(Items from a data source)
◇ ◇ ◇ ◇ ◇

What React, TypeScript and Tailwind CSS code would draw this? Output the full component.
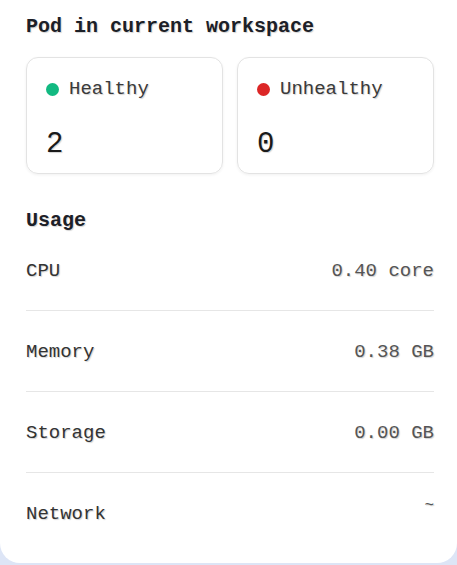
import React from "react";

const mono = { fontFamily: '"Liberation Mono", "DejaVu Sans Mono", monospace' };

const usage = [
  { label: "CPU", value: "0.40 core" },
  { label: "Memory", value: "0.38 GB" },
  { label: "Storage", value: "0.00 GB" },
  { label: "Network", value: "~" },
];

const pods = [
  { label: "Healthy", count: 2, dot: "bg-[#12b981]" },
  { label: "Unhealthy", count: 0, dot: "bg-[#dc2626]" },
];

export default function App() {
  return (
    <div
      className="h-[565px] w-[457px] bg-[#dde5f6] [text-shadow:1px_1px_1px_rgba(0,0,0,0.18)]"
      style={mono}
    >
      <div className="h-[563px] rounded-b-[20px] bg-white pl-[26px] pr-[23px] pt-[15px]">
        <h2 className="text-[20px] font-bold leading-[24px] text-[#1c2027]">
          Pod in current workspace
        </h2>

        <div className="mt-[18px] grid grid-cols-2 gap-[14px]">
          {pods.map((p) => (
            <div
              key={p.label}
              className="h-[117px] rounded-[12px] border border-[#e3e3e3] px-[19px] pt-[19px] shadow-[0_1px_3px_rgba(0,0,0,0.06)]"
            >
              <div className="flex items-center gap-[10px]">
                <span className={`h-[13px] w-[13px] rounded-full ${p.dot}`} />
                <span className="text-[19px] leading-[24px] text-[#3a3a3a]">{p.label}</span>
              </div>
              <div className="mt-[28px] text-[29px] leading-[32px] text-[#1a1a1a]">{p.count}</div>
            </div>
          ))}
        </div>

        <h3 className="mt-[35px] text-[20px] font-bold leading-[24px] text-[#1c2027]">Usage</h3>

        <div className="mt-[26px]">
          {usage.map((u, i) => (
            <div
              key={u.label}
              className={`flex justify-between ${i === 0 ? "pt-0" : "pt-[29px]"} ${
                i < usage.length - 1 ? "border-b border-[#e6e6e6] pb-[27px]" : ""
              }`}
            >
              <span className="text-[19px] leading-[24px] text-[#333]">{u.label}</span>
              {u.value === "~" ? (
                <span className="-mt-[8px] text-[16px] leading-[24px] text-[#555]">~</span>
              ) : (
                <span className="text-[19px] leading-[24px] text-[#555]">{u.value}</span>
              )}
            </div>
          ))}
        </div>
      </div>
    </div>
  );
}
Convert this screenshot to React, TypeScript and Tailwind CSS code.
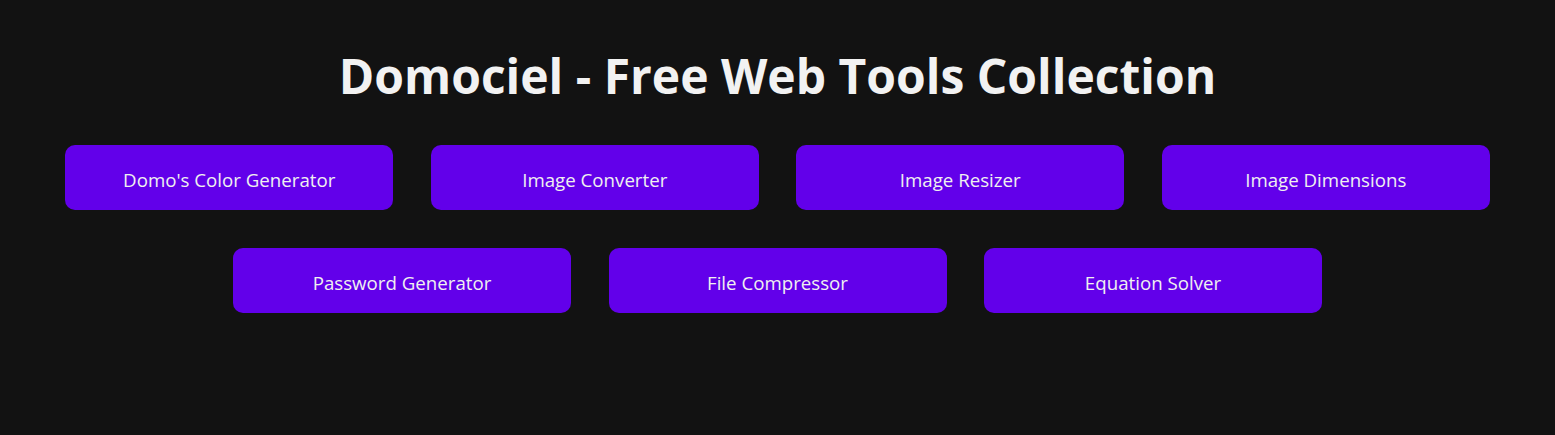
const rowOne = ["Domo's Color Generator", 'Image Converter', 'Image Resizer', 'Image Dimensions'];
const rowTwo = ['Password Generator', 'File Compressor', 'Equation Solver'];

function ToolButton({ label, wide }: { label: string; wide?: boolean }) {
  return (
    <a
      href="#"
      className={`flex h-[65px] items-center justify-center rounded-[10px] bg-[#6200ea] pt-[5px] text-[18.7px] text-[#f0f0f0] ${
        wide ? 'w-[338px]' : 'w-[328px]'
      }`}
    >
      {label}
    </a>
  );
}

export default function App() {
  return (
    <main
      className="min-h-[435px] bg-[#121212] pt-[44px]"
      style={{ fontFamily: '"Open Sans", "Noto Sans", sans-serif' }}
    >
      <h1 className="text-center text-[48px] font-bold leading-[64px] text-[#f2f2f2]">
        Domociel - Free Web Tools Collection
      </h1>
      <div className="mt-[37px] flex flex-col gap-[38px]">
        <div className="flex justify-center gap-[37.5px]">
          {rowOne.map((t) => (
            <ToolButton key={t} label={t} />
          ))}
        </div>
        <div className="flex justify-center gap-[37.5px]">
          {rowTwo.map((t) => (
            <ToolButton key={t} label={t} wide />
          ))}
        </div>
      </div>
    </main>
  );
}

◇ ◇ ◇ ◇ ◇

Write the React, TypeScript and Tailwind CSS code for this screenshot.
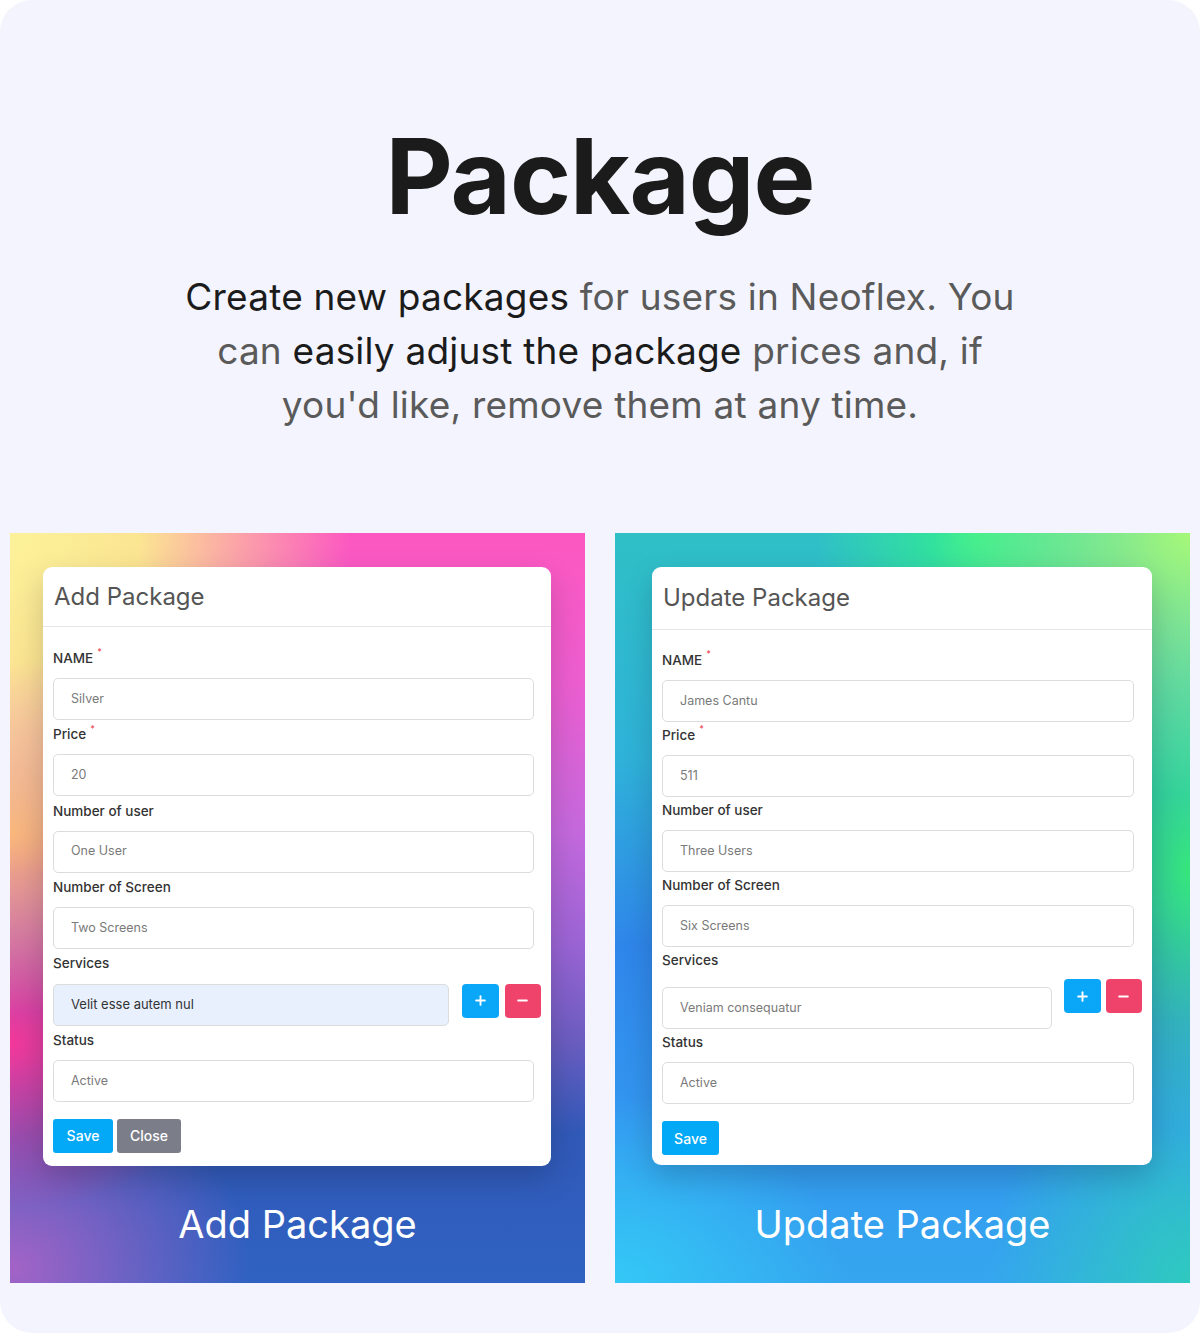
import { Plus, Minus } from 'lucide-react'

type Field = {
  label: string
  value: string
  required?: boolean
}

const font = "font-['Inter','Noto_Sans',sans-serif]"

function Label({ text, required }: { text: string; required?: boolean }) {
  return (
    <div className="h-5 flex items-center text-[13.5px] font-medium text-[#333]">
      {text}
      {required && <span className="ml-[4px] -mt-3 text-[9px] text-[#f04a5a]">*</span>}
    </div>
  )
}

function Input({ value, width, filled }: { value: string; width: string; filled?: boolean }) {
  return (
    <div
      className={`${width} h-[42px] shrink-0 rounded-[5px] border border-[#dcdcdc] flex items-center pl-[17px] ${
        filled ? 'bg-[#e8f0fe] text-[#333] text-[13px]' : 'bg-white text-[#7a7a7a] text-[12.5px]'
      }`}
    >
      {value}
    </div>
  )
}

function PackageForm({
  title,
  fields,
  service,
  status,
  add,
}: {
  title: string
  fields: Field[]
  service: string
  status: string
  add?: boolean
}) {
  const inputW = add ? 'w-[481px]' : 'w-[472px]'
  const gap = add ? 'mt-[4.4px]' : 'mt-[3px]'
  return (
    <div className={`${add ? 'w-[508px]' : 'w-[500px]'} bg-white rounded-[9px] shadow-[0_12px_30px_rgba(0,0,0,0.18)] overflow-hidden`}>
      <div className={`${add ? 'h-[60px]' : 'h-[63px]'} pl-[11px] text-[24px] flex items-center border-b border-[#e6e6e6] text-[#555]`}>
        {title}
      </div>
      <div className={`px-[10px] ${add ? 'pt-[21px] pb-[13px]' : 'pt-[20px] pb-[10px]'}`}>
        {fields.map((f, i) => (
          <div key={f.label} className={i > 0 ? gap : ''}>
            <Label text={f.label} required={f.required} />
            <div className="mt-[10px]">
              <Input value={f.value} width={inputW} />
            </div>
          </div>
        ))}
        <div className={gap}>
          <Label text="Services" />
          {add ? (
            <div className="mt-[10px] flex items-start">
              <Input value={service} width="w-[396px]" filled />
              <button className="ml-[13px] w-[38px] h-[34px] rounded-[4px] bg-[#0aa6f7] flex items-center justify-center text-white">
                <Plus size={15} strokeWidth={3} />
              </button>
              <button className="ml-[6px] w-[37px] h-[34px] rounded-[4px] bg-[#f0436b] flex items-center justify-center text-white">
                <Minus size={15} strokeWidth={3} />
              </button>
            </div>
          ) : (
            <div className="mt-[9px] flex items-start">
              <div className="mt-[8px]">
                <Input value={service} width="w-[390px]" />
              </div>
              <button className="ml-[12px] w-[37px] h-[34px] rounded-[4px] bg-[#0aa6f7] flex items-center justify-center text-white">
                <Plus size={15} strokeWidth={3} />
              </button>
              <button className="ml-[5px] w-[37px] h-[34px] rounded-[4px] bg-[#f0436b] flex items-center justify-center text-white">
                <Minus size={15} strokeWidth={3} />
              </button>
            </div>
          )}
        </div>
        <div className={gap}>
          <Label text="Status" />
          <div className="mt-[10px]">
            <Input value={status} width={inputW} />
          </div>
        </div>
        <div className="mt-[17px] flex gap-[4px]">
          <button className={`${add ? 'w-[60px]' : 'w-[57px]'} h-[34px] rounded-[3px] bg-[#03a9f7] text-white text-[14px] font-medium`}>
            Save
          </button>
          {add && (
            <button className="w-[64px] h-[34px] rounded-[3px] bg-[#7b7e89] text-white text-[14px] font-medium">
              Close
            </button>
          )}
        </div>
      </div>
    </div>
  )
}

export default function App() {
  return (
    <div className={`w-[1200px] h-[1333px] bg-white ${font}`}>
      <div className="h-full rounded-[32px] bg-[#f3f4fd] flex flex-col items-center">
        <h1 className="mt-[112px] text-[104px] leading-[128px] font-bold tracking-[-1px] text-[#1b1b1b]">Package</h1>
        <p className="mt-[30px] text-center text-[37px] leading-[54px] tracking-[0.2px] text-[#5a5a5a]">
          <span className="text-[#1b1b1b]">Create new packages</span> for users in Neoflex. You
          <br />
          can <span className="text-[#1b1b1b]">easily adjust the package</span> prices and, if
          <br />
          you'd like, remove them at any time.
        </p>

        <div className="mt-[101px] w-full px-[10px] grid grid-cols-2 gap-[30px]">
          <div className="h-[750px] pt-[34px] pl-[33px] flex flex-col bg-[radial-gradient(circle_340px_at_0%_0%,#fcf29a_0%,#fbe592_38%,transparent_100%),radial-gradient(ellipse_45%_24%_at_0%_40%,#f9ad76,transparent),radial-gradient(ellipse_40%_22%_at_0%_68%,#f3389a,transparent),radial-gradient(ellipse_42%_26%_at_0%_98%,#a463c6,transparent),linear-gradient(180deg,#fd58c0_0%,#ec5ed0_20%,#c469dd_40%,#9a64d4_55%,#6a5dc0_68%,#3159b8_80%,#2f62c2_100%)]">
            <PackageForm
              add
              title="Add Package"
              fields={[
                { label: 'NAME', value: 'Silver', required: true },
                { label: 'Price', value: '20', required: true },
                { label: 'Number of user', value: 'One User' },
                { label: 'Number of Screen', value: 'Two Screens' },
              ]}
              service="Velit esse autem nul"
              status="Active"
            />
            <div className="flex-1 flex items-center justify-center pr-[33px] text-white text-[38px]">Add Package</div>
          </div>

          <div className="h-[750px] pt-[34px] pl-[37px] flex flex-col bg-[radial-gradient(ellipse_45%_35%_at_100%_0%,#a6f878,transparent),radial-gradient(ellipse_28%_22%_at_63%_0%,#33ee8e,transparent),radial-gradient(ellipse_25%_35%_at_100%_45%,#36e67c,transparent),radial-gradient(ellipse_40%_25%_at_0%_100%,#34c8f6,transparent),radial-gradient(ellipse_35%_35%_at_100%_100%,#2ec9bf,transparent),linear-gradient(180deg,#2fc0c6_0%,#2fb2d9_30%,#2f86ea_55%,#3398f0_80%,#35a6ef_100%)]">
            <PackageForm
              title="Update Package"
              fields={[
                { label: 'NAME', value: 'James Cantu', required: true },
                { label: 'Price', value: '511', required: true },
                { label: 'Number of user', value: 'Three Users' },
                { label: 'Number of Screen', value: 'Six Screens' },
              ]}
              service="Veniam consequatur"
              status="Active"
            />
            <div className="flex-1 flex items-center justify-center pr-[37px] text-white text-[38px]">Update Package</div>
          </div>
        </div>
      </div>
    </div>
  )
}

◇ ◇ ◇ ◇ ◇

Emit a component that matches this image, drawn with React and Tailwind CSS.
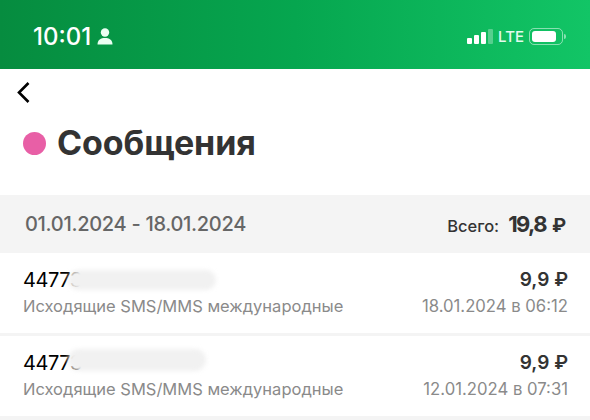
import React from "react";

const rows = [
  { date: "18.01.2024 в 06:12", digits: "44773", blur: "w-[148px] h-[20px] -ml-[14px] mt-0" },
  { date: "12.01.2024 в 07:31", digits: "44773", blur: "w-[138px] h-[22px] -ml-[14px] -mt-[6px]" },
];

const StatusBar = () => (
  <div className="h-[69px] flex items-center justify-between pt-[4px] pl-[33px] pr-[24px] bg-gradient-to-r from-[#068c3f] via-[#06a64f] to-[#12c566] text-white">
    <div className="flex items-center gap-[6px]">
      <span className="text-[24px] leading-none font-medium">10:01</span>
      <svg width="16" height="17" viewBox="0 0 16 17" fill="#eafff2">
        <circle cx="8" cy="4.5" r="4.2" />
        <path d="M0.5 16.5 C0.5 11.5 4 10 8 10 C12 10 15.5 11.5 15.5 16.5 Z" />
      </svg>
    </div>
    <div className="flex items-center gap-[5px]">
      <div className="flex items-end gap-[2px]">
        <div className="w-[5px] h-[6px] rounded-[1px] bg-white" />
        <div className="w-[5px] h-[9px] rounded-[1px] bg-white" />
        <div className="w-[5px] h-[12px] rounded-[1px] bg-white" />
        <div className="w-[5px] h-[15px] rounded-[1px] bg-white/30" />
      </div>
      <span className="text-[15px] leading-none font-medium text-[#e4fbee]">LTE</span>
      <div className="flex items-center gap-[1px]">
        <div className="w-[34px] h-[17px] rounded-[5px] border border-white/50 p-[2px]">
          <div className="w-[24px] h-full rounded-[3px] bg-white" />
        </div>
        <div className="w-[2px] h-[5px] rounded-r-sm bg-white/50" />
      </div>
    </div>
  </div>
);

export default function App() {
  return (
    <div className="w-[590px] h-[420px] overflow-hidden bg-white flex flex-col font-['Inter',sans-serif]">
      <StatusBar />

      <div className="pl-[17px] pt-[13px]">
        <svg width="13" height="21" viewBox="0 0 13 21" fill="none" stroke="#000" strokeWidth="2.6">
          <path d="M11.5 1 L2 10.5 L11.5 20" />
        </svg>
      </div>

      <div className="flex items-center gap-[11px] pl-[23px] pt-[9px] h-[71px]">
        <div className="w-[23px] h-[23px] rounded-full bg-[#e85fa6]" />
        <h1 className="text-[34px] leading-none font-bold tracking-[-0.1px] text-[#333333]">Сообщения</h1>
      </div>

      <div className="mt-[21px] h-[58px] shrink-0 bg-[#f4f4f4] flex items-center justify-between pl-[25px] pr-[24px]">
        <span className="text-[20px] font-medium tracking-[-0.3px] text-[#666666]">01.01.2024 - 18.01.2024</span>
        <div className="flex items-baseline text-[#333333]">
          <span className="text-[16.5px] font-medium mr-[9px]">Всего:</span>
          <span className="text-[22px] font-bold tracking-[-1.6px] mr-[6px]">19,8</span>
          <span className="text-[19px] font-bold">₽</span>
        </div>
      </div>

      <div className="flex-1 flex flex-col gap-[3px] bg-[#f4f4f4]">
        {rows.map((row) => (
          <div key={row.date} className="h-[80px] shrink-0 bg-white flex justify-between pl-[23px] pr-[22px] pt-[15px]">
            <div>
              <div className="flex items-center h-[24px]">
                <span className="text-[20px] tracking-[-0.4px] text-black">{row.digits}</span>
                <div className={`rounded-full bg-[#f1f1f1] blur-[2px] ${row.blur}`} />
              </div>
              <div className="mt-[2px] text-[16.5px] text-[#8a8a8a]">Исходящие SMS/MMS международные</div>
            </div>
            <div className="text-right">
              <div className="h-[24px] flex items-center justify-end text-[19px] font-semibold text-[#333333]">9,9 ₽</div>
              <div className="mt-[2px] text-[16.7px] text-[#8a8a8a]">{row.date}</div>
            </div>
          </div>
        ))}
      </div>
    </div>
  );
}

◇ ◇ ◇ ◇ ◇

Exercise task: Copy the lines from the entries above in which the word "TypeScript" appears.

Completed exercise:
What React, TypeScript and Tailwind CSS code would draw this? Output the full component.
Convert this screenshot to React, TypeScript and Tailwind CSS code.
Write the React, TypeScript and Tailwind CSS code for this screenshot.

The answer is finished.